» The exercise: Pick out the lines in the listing below that contain the word "styles" and copy them.

+++ Material for the task +++

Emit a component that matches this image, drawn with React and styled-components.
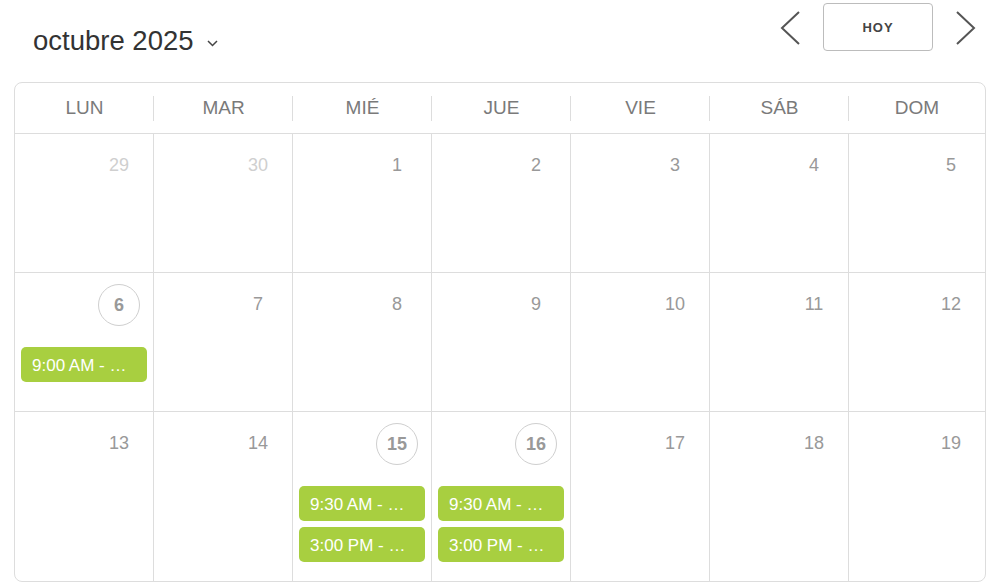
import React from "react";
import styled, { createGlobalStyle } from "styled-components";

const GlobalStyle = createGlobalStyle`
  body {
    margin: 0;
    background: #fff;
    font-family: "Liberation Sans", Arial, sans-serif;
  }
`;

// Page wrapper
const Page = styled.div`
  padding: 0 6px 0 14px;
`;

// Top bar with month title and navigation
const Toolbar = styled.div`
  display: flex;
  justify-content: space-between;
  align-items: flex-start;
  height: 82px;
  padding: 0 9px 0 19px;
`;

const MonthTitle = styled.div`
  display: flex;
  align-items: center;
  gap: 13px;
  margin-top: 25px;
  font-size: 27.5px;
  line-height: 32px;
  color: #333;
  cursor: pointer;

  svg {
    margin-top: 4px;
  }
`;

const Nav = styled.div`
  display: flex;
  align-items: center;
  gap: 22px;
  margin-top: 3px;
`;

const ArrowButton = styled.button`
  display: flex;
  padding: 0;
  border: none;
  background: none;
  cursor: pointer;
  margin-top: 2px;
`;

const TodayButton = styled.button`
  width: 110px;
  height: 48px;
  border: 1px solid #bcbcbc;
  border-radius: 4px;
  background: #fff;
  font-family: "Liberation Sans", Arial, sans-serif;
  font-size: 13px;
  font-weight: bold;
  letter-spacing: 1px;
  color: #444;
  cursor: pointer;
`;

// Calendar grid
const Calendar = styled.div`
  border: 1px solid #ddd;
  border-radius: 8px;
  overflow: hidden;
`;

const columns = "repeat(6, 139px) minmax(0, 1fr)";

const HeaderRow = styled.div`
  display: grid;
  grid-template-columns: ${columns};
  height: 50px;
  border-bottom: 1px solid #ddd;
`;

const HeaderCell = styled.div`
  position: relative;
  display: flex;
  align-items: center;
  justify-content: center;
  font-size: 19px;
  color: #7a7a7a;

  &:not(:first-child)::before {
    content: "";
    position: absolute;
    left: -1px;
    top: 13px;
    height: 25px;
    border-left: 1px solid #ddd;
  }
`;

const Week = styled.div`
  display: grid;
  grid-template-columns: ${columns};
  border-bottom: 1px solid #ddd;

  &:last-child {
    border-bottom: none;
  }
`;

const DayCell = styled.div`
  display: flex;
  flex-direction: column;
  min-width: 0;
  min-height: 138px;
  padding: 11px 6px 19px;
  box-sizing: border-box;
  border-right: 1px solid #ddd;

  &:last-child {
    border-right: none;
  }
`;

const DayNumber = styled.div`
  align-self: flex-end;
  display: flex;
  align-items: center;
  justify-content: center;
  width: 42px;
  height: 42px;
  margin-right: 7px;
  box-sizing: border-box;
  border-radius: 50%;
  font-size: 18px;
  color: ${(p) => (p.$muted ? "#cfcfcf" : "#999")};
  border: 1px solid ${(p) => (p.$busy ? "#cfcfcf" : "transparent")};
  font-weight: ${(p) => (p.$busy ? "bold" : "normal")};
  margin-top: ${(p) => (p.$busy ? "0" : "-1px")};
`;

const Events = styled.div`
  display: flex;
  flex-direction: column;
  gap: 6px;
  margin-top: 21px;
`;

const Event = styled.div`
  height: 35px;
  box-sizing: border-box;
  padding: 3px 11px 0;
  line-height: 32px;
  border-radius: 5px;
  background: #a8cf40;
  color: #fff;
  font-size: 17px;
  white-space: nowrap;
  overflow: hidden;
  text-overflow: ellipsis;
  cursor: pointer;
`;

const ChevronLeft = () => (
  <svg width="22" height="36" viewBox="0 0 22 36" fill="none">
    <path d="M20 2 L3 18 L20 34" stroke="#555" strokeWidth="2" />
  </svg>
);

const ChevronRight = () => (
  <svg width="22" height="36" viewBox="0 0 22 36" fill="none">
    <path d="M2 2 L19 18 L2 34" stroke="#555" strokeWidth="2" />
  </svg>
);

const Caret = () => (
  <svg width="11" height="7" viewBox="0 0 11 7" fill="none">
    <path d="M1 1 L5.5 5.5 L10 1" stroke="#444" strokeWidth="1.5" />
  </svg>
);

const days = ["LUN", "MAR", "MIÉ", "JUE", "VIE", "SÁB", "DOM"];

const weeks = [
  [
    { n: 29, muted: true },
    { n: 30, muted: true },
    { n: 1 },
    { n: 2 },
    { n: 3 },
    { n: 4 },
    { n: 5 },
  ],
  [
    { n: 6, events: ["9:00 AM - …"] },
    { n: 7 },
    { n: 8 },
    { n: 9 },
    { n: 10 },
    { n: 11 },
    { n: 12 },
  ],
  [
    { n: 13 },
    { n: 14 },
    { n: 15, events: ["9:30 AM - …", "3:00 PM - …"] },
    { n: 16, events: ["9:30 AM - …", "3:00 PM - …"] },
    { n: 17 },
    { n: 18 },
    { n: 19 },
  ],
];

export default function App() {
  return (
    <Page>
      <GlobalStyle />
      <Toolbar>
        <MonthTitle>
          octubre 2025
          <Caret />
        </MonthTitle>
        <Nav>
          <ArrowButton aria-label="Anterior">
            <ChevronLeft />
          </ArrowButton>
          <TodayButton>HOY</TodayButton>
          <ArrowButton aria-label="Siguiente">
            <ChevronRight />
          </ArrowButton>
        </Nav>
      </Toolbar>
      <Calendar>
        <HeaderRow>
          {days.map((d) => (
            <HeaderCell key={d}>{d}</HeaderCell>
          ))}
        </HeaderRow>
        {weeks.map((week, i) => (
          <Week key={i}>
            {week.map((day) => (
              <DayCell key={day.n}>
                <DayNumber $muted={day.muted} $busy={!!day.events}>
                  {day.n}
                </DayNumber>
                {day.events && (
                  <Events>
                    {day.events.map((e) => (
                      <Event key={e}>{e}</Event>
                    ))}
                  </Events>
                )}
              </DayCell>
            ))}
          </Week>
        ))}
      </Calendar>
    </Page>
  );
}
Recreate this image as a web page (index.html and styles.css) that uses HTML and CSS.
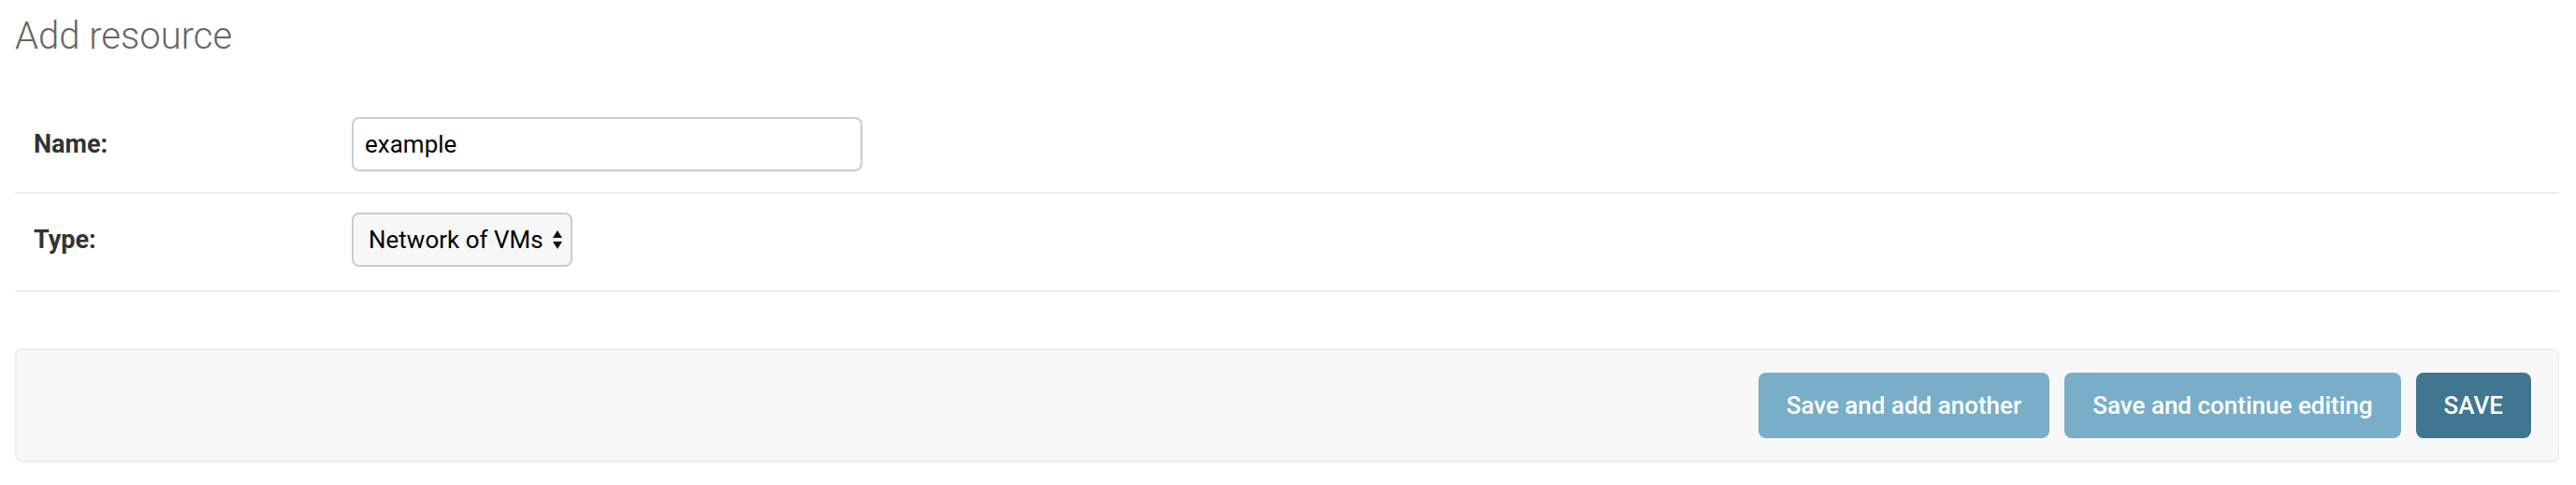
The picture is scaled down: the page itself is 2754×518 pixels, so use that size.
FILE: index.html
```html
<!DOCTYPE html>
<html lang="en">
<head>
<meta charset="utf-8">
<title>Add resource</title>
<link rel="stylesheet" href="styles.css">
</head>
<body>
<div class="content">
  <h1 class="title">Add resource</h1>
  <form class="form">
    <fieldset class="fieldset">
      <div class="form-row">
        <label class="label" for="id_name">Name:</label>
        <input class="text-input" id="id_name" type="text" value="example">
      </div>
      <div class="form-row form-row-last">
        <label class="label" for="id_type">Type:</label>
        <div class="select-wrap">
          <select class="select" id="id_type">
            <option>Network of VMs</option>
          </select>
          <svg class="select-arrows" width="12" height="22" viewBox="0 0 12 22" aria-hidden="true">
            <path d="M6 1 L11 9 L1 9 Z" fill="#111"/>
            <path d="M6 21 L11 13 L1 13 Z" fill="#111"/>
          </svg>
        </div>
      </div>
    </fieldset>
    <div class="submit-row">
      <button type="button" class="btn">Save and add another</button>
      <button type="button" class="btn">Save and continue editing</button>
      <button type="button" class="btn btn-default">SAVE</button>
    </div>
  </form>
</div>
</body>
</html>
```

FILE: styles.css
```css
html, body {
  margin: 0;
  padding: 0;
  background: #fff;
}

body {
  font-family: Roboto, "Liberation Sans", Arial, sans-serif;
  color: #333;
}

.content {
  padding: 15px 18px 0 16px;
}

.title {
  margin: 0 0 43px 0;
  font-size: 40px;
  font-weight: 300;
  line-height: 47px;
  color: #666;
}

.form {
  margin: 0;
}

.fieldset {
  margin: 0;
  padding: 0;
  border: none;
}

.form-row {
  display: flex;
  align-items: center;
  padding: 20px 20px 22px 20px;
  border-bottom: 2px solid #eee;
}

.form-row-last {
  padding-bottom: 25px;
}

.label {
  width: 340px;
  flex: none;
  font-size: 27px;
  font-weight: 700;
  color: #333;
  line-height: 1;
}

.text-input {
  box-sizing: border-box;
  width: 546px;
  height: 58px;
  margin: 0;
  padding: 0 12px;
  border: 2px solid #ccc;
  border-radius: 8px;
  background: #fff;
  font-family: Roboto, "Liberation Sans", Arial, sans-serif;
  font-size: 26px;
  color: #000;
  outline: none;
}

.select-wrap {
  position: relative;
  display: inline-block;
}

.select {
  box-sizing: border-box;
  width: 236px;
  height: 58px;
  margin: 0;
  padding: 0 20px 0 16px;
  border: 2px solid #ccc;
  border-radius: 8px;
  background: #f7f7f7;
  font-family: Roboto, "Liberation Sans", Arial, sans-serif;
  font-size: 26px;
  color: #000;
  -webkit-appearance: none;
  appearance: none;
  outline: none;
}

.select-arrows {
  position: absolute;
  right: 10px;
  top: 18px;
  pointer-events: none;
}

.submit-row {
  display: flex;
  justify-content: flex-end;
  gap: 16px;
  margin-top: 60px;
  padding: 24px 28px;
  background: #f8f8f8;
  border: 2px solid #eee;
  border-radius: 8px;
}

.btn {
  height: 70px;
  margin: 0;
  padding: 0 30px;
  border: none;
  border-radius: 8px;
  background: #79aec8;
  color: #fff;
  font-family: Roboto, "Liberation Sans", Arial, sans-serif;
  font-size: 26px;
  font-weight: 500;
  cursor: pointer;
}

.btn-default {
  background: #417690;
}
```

+++

» The output:
Recreate this image as a web page (index.html and styles.css) that uses HTML and CSS.
<link rel="stylesheet" href="styles.css">
FILE: styles.css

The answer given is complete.